Historian weighs in on political documentary
Published 12:00 am Saturday, September 13, 2014
Geoffrey Ward had to cut away from watching a presidential news conference to talk to a reporter about “The Roosevelts: An Intimate History,” the new Ken Burns documentary series he wrote.
That brought Ward to a favorite theme: his conviction that neither Theodore nor Franklin D. Roosevelt could be elected president today. Teddy Roosevelt, with his shrill voice and penchant for outbursts, was “too hot” for the cool medium of television, he said, while “clearly, Franklin was a cripple,” paralyzed from the waist down after contracting polio in 1921, at 39, and today’s press “would compete to see who could find him most helpless.” Yet both succeeded, in part by skillful manipulation of their images in the news media of their eras, one of many threads the 14-hour series explores.
PBS stations will broadcast the sweeping documentary, which weaves together the lives of both presidents and first lady Eleanor Roosevelt into a family narrative, starting Sunday, in two-hour increments for seven straight nights. The entire series will stream on PBS member station websites beginning Monday.
The film starts with Theodore Roosevelt’s birth in 1858 and ends with the 1962 death of Eleanor, Theodore’s niece and Franklin’s wife (and fifth cousin). High-profile biographies of all three have been published in recent years, but viewers may not be aware of the “rather dramatic interfamily relationship between the three Roosevelts,” said David Woolner, a senior fellow and resident historian at the Roosevelt Institute and an adviser on the series. “There’s an interconnectedness that we just don’t really pause to think about.”
When it came to the presidents as media masters, the filmmakers found some 25,000 images from which to draw, Burns said, including one that purports to show Theodore Roosevelt (who led the nation from 1901 to 1909) capturing thieves out West. The incident was real, but the photograph was staged: Friends posed as the bad guys. And while Theodore built the White House’s first press room and loved to have cameras around, Ward said, no photos were unearthed of him playing his daily tennis match. He thought the game would make him look effete.

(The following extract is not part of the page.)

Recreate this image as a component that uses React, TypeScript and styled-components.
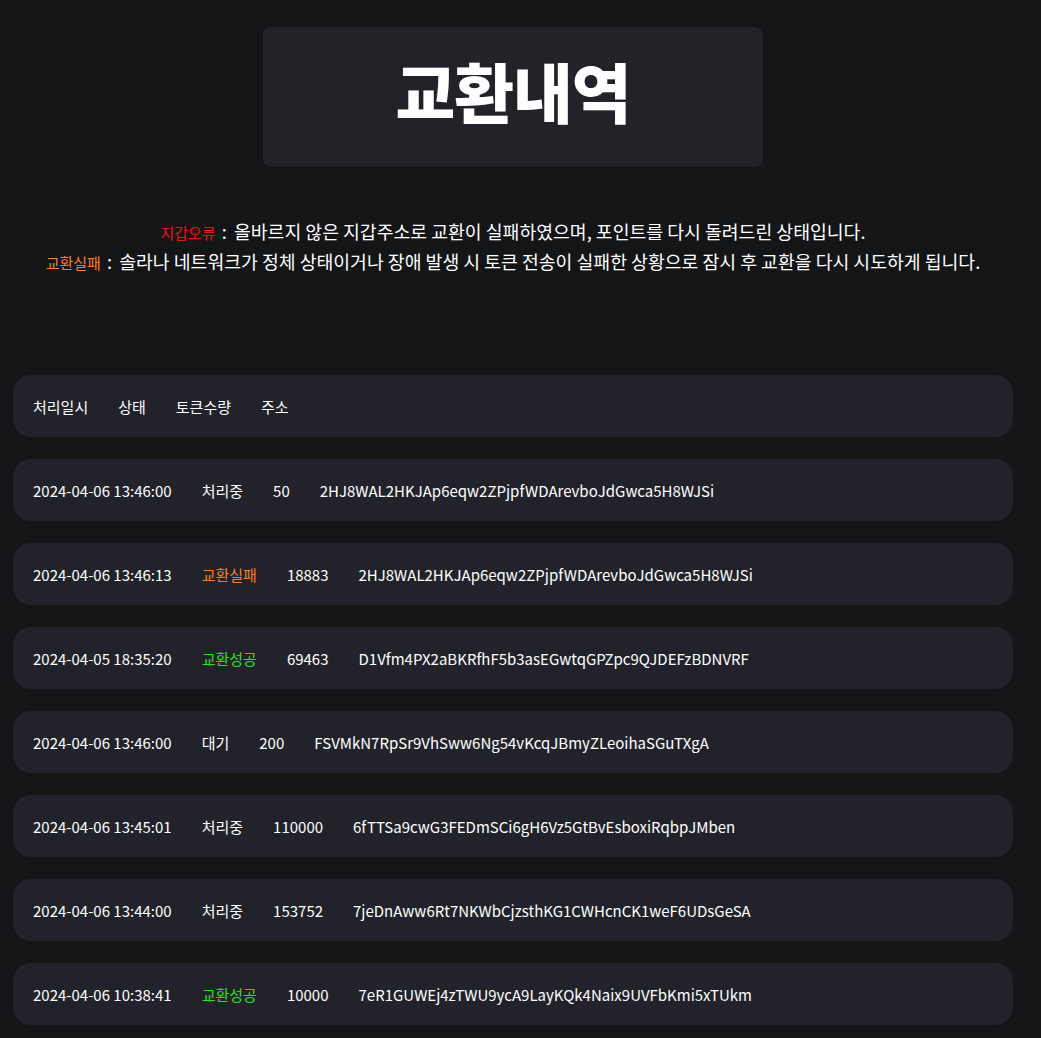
import React from 'react';
import styled, { createGlobalStyle } from 'styled-components';

type Status = 'processing' | 'failed' | 'success' | 'waiting';

interface ExchangeRow {
  date: string;
  status: Status;
  amount: string;
  address: string;
}

const STATUS_LABELS: Record<Status, string> = {
  processing: '처리중',
  failed: '교환실패',
  success: '교환성공',
  waiting: '대기',
};

const STATUS_COLORS: Record<Status, string> = {
  processing: '#ffffff',
  failed: '#ff7f0e',
  success: '#1ee61e',
  waiting: '#ffffff',
};

const ROWS: ExchangeRow[] = [
  { date: '2024-04-06 13:46:00', status: 'processing', amount: '50', address: '2HJ8WAL2HKJAp6eqw2ZPjpfWDArevboJdGwca5H8WJSi' },
  { date: '2024-04-06 13:46:13', status: 'failed', amount: '18883', address: '2HJ8WAL2HKJAp6eqw2ZPjpfWDArevboJdGwca5H8WJSi' },
  { date: '2024-04-05 18:35:20', status: 'success', amount: '69463', address: 'D1Vfm4PX2aBKRfhF5b3asEGwtqGPZpc9QJDEFzBDNVRF' },
  { date: '2024-04-06 13:46:00', status: 'waiting', amount: '200', address: 'FSVMkN7RpSr9VhSww6Ng54vKcqJBmyZLeoihaSGuTXgA' },
  { date: '2024-04-06 13:45:01', status: 'processing', amount: '110000', address: '6fTTSa9cwG3FEDmSCi6gH6Vz5GtBvEsboxiRqbpJMben' },
  { date: '2024-04-06 13:44:00', status: 'processing', amount: '153752', address: '7jeDnAww6Rt7NKWbCjzsthKG1CWHcnCK1weF6UDsGeSA' },
  { date: '2024-04-06 10:38:41', status: 'success', amount: '10000', address: '7eR1GUWEj4zTWU9ycA9LayKQk4Naix9UVFbKmi5xTUkm' },
];

const GlobalStyle = createGlobalStyle`
  html, body {
    margin: 0;
    padding: 0;
    background-color: #141517;
    color: #ffffff;
    font-family: "Noto Sans CJK KR", "Noto Sans", sans-serif;
  }
`;

const Page = styled.div`
  width: 1000px;
  padding: 27px 13px 40px;
  display: flex;
  flex-direction: column;
  align-items: center;
`;

const TitleBox = styled.div`
  width: 500px;
  height: 140px;
  box-sizing: border-box;
  padding-bottom: 14px;
  background-color: #222328;
  border-radius: 8px;
  display: flex;
  align-items: center;
  justify-content: center;
`;

const Title = styled.h1`
  margin: 0;
  font-size: 65px;
  font-weight: 900;
  letter-spacing: -1px;
  line-height: 1;
`;

const Notice = styled.div`
  margin-top: 50px;
  text-align: center;
  font-size: 18.3px;
  line-height: 28px;
`;

const NoticeLabel = styled.span<{ $color: string }>`
  color: ${p => p.$color};
  font-size: 15px;
`;

const Colon = styled.span`
  margin: 0 3px 0 2px;
`;

const List = styled.div`
  margin-top: 98px;
  width: 100%;
  display: flex;
  flex-direction: column;
  gap: 22px;
`;

const Row = styled.div`
  height: 62px;
  box-sizing: border-box;
  padding: 0 20px;
  background-color: #22232a;
  border-radius: 18px;
  display: flex;
  align-items: center;
  gap: 30px;
  font-size: 15px;
`;

const Cell = styled.span<{ $color?: string }>`
  color: ${p => p.$color || '#ffffff'};
  white-space: nowrap;
`;

const App: React.FC = () => {
  return (
    <>
      <GlobalStyle />
      <Page>
        <TitleBox>
          <Title>교환내역</Title>
        </TitleBox>

        <Notice>
          <div>
            <NoticeLabel $color="#ee1111">지갑오류</NoticeLabel>
            <Colon> :</Colon> 올바르지 않은 지갑주소로 교환이 실패하였으며, 포인트를 다시 돌려드린 상태입니다.
          </div>
          <div>
            <NoticeLabel $color="#ff7f0e">교환실패</NoticeLabel>
            <Colon> :</Colon> 솔라나 네트워크가 정체 상태이거나 장애 발생 시 토큰 전송이 실패한 상황으로 잠시 후 교환을 다시 시도하게 됩니다.
          </div>
        </Notice>

        <List>
          <Row>
            <Cell>처리일시</Cell>
            <Cell>상태</Cell>
            <Cell>토큰수량</Cell>
            <Cell>주소</Cell>
          </Row>
          {ROWS.map((row, i) => (
            <Row key={i}>
              <Cell>{row.date}</Cell>
              <Cell $color={STATUS_COLORS[row.status]}>{STATUS_LABELS[row.status]}</Cell>
              <Cell>{row.amount}</Cell>
              <Cell>{row.address}</Cell>
            </Row>
          ))}
        </List>
      </Page>
    </>
  );
};

export default App;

The documentary, Ward said, is also the “first systematic treatment on film” of all the efforts Franklin Roosevelt — president from 1933 to his death in 1945 — made to appear to walk. It took him seven years to perfect the move of swinging his body forward while holding onto someone’s arm. The man who used a wheelchair and couldn’t get to the bathroom on his own “made everyone believe he stood up to greet them,” Ward said. “He was an absolute magician.”
The modern view “is to see a kind of conspiracy on the part of Franklin Roosevelt to hide the fact that he had this disability from the public,” Woolner said.
But he added that the public was well aware of his polio. What the public didn’t know, he said, “was the extent of his disability.”
Political necessity required an image of strength and health while running for election as the country struggled with the Depression.
“If he were photographed looking helpless, people would not vote for him,” Ward said. “Pity was poison.”
The effort was aided by a complicit news media. While some photographs from Franklin’s first presidential campaign show aides snapping on his braces, that ended when he was elected, Ward said. He was an accessible president, holding 998 news conferences, but the press corps agreed not to photograph his struggle to walk.
Still, some images slipped through. Researchers turned up a clip of the president getting off a train in Bismarck, North Dakota, and an unused snippet from a newsreel when Franklin met Winston Churchill. The series was essentially completed when an eight-second clip surfaced showing him in braces, laboring to walk up a ramp at the 1937 Major League Baseball All-Star Game with the help of an aide. The filmmakers re-edited to insert the home-movie footage, which had been donated to the Pennsylvania Historical and Museum Commission.
The gap between image and reality is of particular interest to Ward, who had polio when he was a child and wears braces. Through his long collaboration with Burns — he wrote “Jazz,” “Baseball” “The War” and “Prohibition,” and was a writer of “The Civil War” — Ward has never gone on camera. But in this series, he appears as an expert, and when discussing Franklin in the fourth episode — much of which is devoted to Roosevelt’s polio struggle — he becomes emotional.
“Part of getting to know Franklin Delano Roosevelt is empathy,” Burns said.
Ward, who wrote the biography, “A First-Class Temperament: The Emergence of Franklin Roosevelt,” and, with Burns, the companion book for the series, said he wants viewers to understand that “this man triumphed, even though he couldn’t walk,” leading the country through the Depression and World War II, the two greatest crises of the 20th century.
“Thank God” his image was manipulated, Ward said. “He was perfectly capable of being president.”